Leaders from the Iranian regime's clergy have further incited hostility toward these groups, allegedly claiming they spread Wahhabism or Salafism, linking them to plots of foreign states. They have even produced and aired state-run programs that demonize Sufism.
Altogether, these combined actions create a socially hostile environment for the Sunni, Sufi and Dervish communities.
The challenges faced by individuals belonging to religious minority communities remain daunting. They are up against a government that uses every possible tool at its disposal to control and deliberately rob them of the freedom of religion or belief, using legal and extralegal means.
This systematic discrimination and persecution is unacceptable and I can assure hon. members present that the Government of Canada has not remained silent on this issue. As a country based on pluralism and comprised of a multitude of cultures and faiths, Canada is uniquely positioned to protect and promote freedom of religion or belief. As such, we have made this a key foreign policy priority and established the Office of Religious Freedom, located in the Department of Foreign Affairs, Trade and Development, or DFATD, to speak out and advocate on behalf of persecuted religious communities worldwide, including those in Iran.

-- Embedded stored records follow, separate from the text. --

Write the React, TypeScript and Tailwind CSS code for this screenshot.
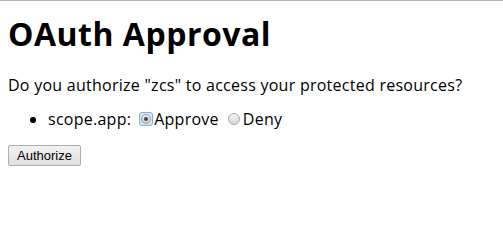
export default function App() {
  return (
    <div className="w-[503px] h-[236px] bg-white border-t border-[#b4b4b4] font-['Open_Sans','Noto_Sans',sans-serif] text-black">
      <div className="px-2">
        <h1 className="text-[32px] font-bold leading-[38px] pt-[14px] tracking-[0.5px]">OAuth Approval</h1>
        <p className="text-[16px] leading-[22px] mt-[21px] tracking-[0.26px]">Do you authorize "zcs" to access your protected resources?</p>
        <ul className="list-disc pl-10 mt-[12px] text-[16px] leading-[22px] tracking-[0.26px]">
          <li>
            <span className="inline-flex items-center">
              scope.app:
              <span className="inline-flex items-center justify-center w-[14px] h-[14px] rounded-[3px] border border-[#7aaee3] bg-[#dce8f6] ml-[8px] mr-[1px]">
                <span className="flex items-center justify-center w-[10px] h-[10px] rounded-full border border-[#9a9a9a] bg-gradient-to-b from-[#eeeeee] to-[#cfcfcf]">
                  <span className="w-[4px] h-[4px] rounded-full bg-[#444]"></span>
                </span>
              </span>
              Approve
              <span className="inline-block w-[12px] h-[12px] rounded-full border border-[#a8a8a8] bg-gradient-to-b from-[#f4f4f4] to-[#d6d6d6] ml-[9px] mr-[3px]"></span>
              Deny
            </span>
          </li>
        </ul>
        <button className="mt-[15px] h-[21px] px-[8px] border border-[#adadad] rounded-[2px] bg-gradient-to-b from-[#f2f2f2] to-[#e0e0e0] text-[13px] leading-[17px] font-['Liberation_Sans',Arial,sans-serif] text-black">Authorize</button>
      </div>
    </div>
  );
}
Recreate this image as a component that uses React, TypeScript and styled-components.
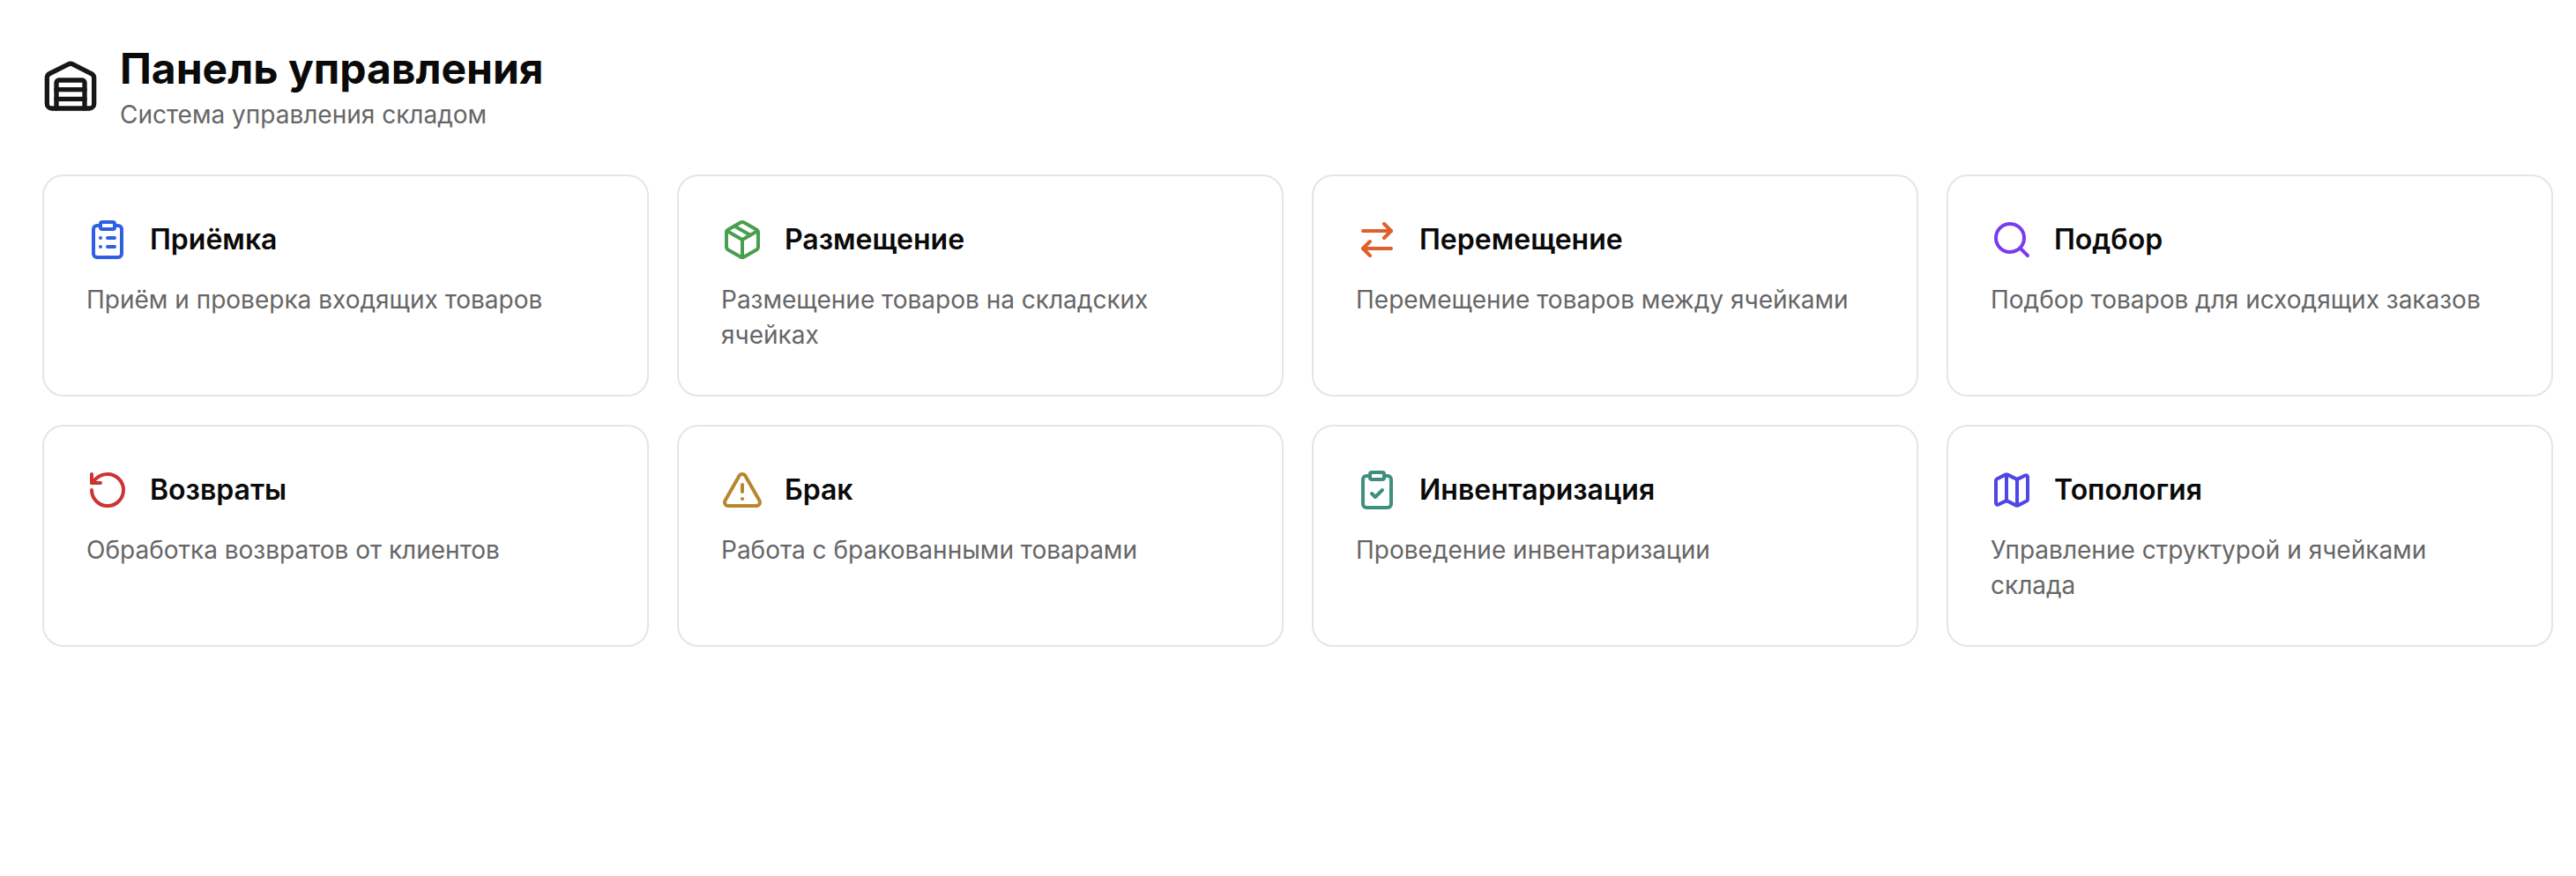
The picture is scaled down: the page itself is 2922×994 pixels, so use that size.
import React, { FC } from "react";
import styled, { createGlobalStyle } from "styled-components";
import {
  ArrowRightLeft,
  ClipboardCheck,
  ClipboardList,
  LucideIcon,
  Map as MapIcon,
  Package,
  RotateCcw,
  Search,
  TriangleAlert,
  Warehouse,
} from "lucide-react";

const GlobalStyle = createGlobalStyle`
  html, body {
    margin: 0;
    padding: 0;
    background: #ffffff;
    font-family: Inter, "Noto Sans", sans-serif;
  }
  * {
    box-sizing: border-box;
  }
`;

const Page = styled.div`
  min-height: 994px;
  padding: 48px 26px 48px 48px;
`;

const Header = styled.header`
  display: flex;
  align-items: center;
  gap: 24px;
  margin-bottom: 48px;
`;

const HeaderIcon = styled(Warehouse)`
  width: 64px;
  height: 64px;
  color: #171717;
  flex-shrink: 0;
`;

const Title = styled.h1`
  margin: 0;
  font-size: 48px;
  line-height: 60px;
  font-weight: 700;
  color: #0a0a0a;
`;

const Subtitle = styled.p`
  margin: 2px 0 0;
  font-size: 28px;
  line-height: 40px;
  color: #666666;
`;

const CardGrid = styled.div`
  display: grid;
  grid-template-columns: repeat(4, 1fr);
  gap: 32px;
`;

const CardBox = styled.div`
  display: flex;
  flex-direction: column;
  gap: 24px;
  padding: 48px;
  border: 2px solid #e5e5e5;
  border-radius: 24px;
  background: #ffffff;
`;

const CardHead = styled.div`
  display: flex;
  align-items: center;
  gap: 24px;
`;

const CardIcon = styled.div<{ $colour: string }>`
  display: flex;
  color: ${({ $colour }) => $colour};
  svg {
    width: 48px;
    height: 48px;
  }
`;

const CardTitle = styled.h2`
  margin: 0;
  font-size: 32px;
  line-height: 48px;
  font-weight: 600;
  color: #0a0a0a;
`;

const CardText = styled.p`
  margin: 0;
  min-height: 80px;
  font-size: 28px;
  line-height: 40px;
  color: #666666;
`;

interface Section {
  title: string;
  text: string;
  icon: LucideIcon;
  colour: string;
}

const SECTIONS: Section[] = [
  { title: "Приёмка", text: "Приём и проверка входящих товаров", icon: ClipboardList, colour: "#2f5fe3" },
  { title: "Размещение", text: "Размещение товаров на складских ячейках", icon: Package, colour: "#4a9e50" },
  { title: "Перемещение", text: "Перемещение товаров между ячейками", icon: ArrowRightLeft, colour: "#e0602a" },
  { title: "Подбор", text: "Подбор товаров для исходящих заказов", icon: Search, colour: "#7c3aed" },
  { title: "Возвраты", text: "Обработка возвратов от клиентов", icon: RotateCcw, colour: "#cc3333" },
  { title: "Брак", text: "Работа с бракованными товарами", icon: TriangleAlert, colour: "#b8862b" },
  { title: "Инвентаризация", text: "Проведение инвентаризации", icon: ClipboardCheck, colour: "#3f8f7f" },
  { title: "Топология", text: "Управление структурой и ячейками склада", icon: MapIcon, colour: "#4f46e5" },
];

const Card: FC<{ section: Section }> = ({ section }) => {
  const Icon = section.icon;
  return (
    <CardBox>
      <CardHead>
        <CardIcon $colour={section.colour}>
          <Icon />
        </CardIcon>
        <CardTitle>{section.title}</CardTitle>
      </CardHead>
      <CardText>{section.text}</CardText>
    </CardBox>
  );
};

const App: FC = () => {
  return (
    <Page>
      <GlobalStyle />
      <Header>
        <HeaderIcon />
        <div>
          <Title>Панель управления</Title>
          <Subtitle>Система управления складом</Subtitle>
        </div>
      </Header>
      <CardGrid>
        {SECTIONS.map((section) => (
          <Card key={section.title} section={section} />
        ))}
      </CardGrid>
    </Page>
  );
};

export default App;
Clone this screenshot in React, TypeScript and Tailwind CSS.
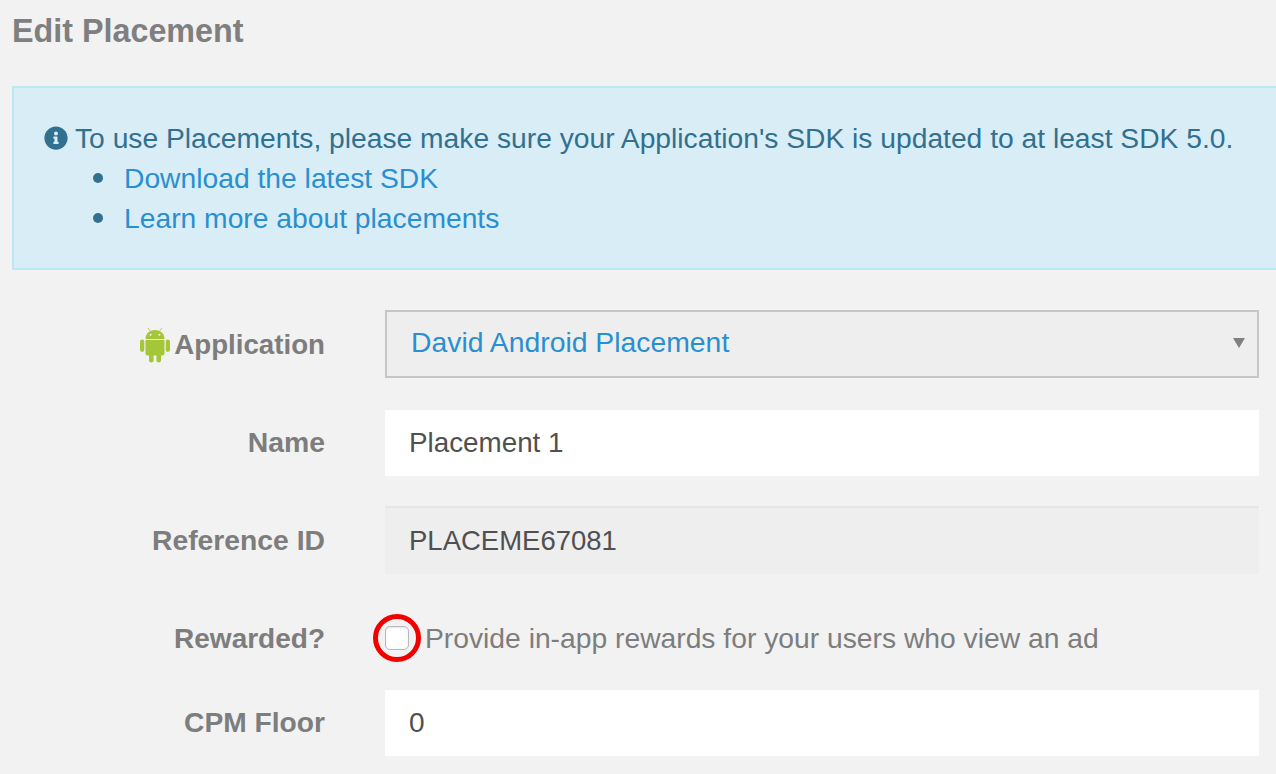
import { FaInfoCircle } from "react-icons/fa";

function Label({ children, nudge }: { children: React.ReactNode; nudge?: boolean }) {
  return (
    <div className={nudge ? "flex w-[313px] shrink-0 items-center justify-end pt-[2px] text-[28px] font-bold text-[#7d7d7d]" : "flex w-[313px] shrink-0 items-center justify-end text-[28px] font-bold text-[#7d7d7d]"}>
      {children}
    </div>
  );
}

function AndroidIcon() {
  return (
    <svg className="mr-[4px] h-[36px] w-[30px]" viewBox="0 0 30 36" fill="#a4c639">
      <path d="M8.2 1 L10.6 4.6 M21.8 1 L19.4 4.6" stroke="#a4c639" strokeWidth="0.8" />
      <path d="M5.5 12 C5.5 6.5 9.5 3 15 3 C20.5 3 24.5 6.5 24.5 12 Z" />
      <circle cx="10.6" cy="7.8" r="1" fill="#f2f2f2" />
      <circle cx="19.4" cy="7.8" r="1" fill="#f2f2f2" />
      <path d="M5.5 13 H24.5 V26.5 A2 2 0 0 1 22.5 28.5 H7.5 A2 2 0 0 1 5.5 26.5 Z" />
      <rect x="0" y="12.5" width="4.3" height="12.5" rx="2.15" />
      <rect x="25.7" y="12.5" width="4.3" height="12.5" rx="2.15" />
      <rect x="9" y="25" width="4.6" height="10.5" rx="2.3" />
      <rect x="16.4" y="25" width="4.6" height="10.5" rx="2.3" />
    </svg>
  );
}

function Bullet({ children }: { children: React.ReactNode }) {
  return (
    <div className="flex items-center pl-[49px]">
      <span className="h-[10px] w-[10px] shrink-0 rounded-full bg-[#31708f]" />
      <a className="ml-[21px] text-[28.25px] text-[#2a8fd0]">{children}</a>
    </div>
  );
}

export default function App() {
  return (
    <div className="h-[774px] overflow-hidden bg-[#f2f2f2] pl-3 font-['Liberation_Sans',Arial,sans-serif]">
      <h1 className="h-[86px] pt-[13px] text-[32.3px] leading-9 font-bold text-[#7f7f7f]">Edit Placement</h1>

      <div className="h-[184px] border-2 border-r-0 border-[#bce8f1] bg-[#d9edf7] pt-[30px] pl-[30px] leading-10 text-[#31708f]">
        <div className="flex items-center">
          <FaInfoCircle className="mr-[7px] h-6 w-6" />
          <span className="text-[28.22px]">To use Placements, please make sure your Application's SDK is updated to at least SDK 5.0.</span>
        </div>
        <Bullet>Download the latest SDK</Bullet>
        <Bullet>Learn more about placements</Bullet>
      </div>

      <div className="mt-10 flex w-[1247px] flex-col">
        <div className="flex h-[68px] gap-[60px]">
          <Label nudge>
            <AndroidIcon />
            <span className="text-[27.7px]">Application</span>
          </Label>
          <div className="flex flex-1 items-center justify-between border-2 border-[#c6c6c6] bg-[#eeeeee] pr-3 pb-[3px] pl-6 text-[28.35px] text-[#2a8fd0]">
            <span>David Android Placement</span>
            <svg className="h-[10px] w-3" viewBox="0 0 12 10"><path d="M0 0h12L6 10z" fill="#808080" /></svg>
          </div>
        </div>

        <div className="mt-8 flex h-[66px] gap-[60px]">
          <Label><span className="pb-[2px] text-[28.4px]">Name</span></Label>
          <div className="flex flex-1 items-center bg-white pl-6 text-[27.8px] text-[#505050]">Placement 1</div>
        </div>

        <div className="mt-[30px] flex h-[68px] gap-[60px]">
          <Label><span className="text-[28.3px]">Reference ID</span></Label>
          <div className="flex flex-1 items-center border-t-2 border-[#e6e6e6] bg-[#eeeeee] pl-6 text-[27.5px] text-[#505050]">PLACEME67081</div>
        </div>

        <div className="mt-10 flex h-12 gap-[60px]">
          <Label nudge>Rewarded?</Label>
          <div className="flex flex-1 items-center text-[#7d7d7d]">
            <div className="relative h-6 w-6 shrink-0 rounded-[5px] border border-[#b8b8b8] bg-white shadow-[inset_0_1px_2px_rgba(0,0,0,0.1)]">
              <div className="absolute -top-[13px] -left-[13px] h-12 w-12 rounded-full border-[5px] border-[#f20000]" />
            </div>
            <span className="ml-4 pt-[1px] text-[28.25px]">Provide in-app rewards for your users who view an ad</span>
          </div>
        </div>

        <div className="mt-7 flex h-[66px] gap-[60px]">
          <Label><span className="pb-[2px] text-[28.2px]">CPM Floor</span></Label>
          <div className="flex flex-1 items-center bg-white pl-6 text-[28px] text-[#505050]">0</div>
        </div>
      </div>
    </div>
  );
}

Working closely alongside his colleagues at DFATD, Canada's ambassador for Religious Freedom, Dr. Andrew Bennett, has consistently condemned the unjust actions of the Iranian government against its religious minority communities. He continues to engage with Dr. Ahmed Shaheed, the UN's special rapporteur on the human rights situation in the Islamic Republic of Iran, and key leaders from Iran's various faith communities to further develop Canada's strategy on addressing the religious freedom and broader human rights situation faced by the Iranian people.
Canada continues to stand beside Iran's oppressed religious minority communities. We will remain a leader in promoting their freedom of religion or belief and for the improvement of Iran's human rights situation writ large.